Evidently, the fundamentals of the Iranian position remain unchanged, as does Tehran’s need to keep them unchanged. This implies a readiness to negotiate the core aspects of Iran’s nuclear programme, in return for the US lifting sanctions and unfreezing Iranian foreign assets. Hence, pathways to a deal continue to exist, some even in more mature forms than the 2015 nuclear deal. As recently as May 15, Iran’s Foreign Minister Abbas Araghchi also signalled openness to Tehran transferring its enriched stockpile to Russia. However, this openness is now accompanied by a realisation in Tehran that it cannot afford to dilute its economic deterrent in the Strait of Hormuz, which supplements its proven ability to strike regional energy targets.

Hence, Iran’s bargaining position has further strengthened while the American position has oscillated since the war broke out on February 28. The only durable outcome of this crisis is a negotiated settlement. It is this reality that Arab states look to highlight to Washington, as they incur the growing risks of the current ‘no war, no peace’ period and the continuing crisis in Hormuz. The latter also prevents Washington from unilaterally returning to status quo ante.

The US President began this crisis by giving in to a commitment trap. The advice of key military leaders and rational variables linked to Iran’s amenable negotiating position and its military capacity evidently did not guide the Trump White House’s decision-making on military action. This directly contributed to an expansion of Iranian leverage.
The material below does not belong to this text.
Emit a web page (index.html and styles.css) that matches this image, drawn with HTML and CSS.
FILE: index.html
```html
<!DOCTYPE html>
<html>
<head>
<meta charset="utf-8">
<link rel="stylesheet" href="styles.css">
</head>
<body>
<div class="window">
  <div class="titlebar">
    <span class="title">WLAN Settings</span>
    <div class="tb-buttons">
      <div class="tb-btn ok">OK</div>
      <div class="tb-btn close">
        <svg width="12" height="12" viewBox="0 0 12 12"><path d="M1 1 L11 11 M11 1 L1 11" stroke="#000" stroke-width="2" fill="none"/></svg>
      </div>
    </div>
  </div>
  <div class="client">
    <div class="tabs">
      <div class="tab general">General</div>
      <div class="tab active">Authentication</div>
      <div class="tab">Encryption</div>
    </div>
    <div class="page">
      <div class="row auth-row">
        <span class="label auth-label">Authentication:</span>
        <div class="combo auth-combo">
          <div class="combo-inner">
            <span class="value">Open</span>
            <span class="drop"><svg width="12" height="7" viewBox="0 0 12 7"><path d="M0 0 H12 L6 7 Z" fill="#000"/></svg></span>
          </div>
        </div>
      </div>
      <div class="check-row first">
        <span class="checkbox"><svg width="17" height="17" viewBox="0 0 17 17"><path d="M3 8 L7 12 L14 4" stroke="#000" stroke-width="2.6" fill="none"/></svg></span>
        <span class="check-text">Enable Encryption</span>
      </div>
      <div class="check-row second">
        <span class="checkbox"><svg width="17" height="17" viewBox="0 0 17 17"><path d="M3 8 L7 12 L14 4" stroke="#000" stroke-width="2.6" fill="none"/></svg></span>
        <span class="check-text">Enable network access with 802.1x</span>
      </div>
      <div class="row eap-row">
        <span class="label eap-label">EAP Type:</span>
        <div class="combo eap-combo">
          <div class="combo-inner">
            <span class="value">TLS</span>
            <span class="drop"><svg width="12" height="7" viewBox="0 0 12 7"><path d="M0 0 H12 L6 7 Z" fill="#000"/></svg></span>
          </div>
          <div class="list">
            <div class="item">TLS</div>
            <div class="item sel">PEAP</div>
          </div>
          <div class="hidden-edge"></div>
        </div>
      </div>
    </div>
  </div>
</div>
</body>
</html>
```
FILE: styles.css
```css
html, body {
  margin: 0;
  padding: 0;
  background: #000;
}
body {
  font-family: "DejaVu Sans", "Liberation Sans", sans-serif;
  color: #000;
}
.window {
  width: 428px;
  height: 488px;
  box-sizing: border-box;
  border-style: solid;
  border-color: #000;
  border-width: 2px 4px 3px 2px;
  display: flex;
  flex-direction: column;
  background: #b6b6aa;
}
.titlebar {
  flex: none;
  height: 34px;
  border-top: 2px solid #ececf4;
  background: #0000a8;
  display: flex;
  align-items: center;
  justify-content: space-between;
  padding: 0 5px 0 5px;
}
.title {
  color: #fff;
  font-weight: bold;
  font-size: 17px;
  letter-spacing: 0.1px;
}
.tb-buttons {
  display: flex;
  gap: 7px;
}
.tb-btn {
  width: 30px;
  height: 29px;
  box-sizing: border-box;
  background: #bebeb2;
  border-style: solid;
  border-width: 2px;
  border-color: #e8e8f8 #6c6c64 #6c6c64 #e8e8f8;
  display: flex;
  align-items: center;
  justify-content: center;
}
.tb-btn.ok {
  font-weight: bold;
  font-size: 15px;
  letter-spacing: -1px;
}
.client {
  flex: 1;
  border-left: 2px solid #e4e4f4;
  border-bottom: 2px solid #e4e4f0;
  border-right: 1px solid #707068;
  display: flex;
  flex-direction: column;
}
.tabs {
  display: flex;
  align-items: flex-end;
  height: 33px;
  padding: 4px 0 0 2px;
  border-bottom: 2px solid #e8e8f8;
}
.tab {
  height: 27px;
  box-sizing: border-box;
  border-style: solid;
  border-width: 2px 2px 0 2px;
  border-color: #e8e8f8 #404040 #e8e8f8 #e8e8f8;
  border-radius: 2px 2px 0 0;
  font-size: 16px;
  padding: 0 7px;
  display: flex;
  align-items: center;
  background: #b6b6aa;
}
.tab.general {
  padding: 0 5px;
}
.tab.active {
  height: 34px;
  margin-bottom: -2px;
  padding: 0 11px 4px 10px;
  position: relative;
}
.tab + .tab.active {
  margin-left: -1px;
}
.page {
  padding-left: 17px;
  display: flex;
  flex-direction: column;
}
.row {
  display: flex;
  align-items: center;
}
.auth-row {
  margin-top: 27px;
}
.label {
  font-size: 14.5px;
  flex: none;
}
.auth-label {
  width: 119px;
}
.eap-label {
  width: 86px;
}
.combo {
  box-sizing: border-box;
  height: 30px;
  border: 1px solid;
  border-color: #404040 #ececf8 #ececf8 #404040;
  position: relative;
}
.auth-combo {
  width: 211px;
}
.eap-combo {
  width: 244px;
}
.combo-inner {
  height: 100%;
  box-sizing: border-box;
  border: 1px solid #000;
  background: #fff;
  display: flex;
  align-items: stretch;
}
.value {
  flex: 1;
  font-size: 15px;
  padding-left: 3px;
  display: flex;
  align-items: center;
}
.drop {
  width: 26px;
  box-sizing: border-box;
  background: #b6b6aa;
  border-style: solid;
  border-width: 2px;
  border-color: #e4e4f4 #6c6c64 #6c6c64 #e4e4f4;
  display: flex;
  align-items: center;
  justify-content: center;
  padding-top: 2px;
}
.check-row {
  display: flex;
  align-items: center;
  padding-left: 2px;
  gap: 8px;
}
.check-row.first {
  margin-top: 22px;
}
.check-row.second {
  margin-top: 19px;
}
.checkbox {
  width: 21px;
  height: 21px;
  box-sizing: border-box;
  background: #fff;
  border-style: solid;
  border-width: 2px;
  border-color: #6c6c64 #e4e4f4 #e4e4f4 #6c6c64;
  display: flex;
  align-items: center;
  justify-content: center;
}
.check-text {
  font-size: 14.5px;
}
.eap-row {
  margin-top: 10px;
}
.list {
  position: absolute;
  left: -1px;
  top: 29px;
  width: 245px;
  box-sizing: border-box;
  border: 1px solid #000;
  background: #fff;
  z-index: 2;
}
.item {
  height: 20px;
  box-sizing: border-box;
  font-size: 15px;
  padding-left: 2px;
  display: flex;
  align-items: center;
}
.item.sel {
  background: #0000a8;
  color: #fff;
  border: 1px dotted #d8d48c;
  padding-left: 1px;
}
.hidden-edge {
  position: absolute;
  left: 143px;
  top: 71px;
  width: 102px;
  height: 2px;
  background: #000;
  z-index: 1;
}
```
Hence, if another round of hostilities occurs on the same terms as March, Iran’s bargaining position will likely improve further. While this possibility alone is insufficient to deter US military action, Washington will ultimately face a choice – concede to key Iranian demands in negotiations and exit the theatre (with a unilateral declaration of victory) or risk triggering greater damages to the global energy economy in pursuit of maximalist objectives that remain elusive.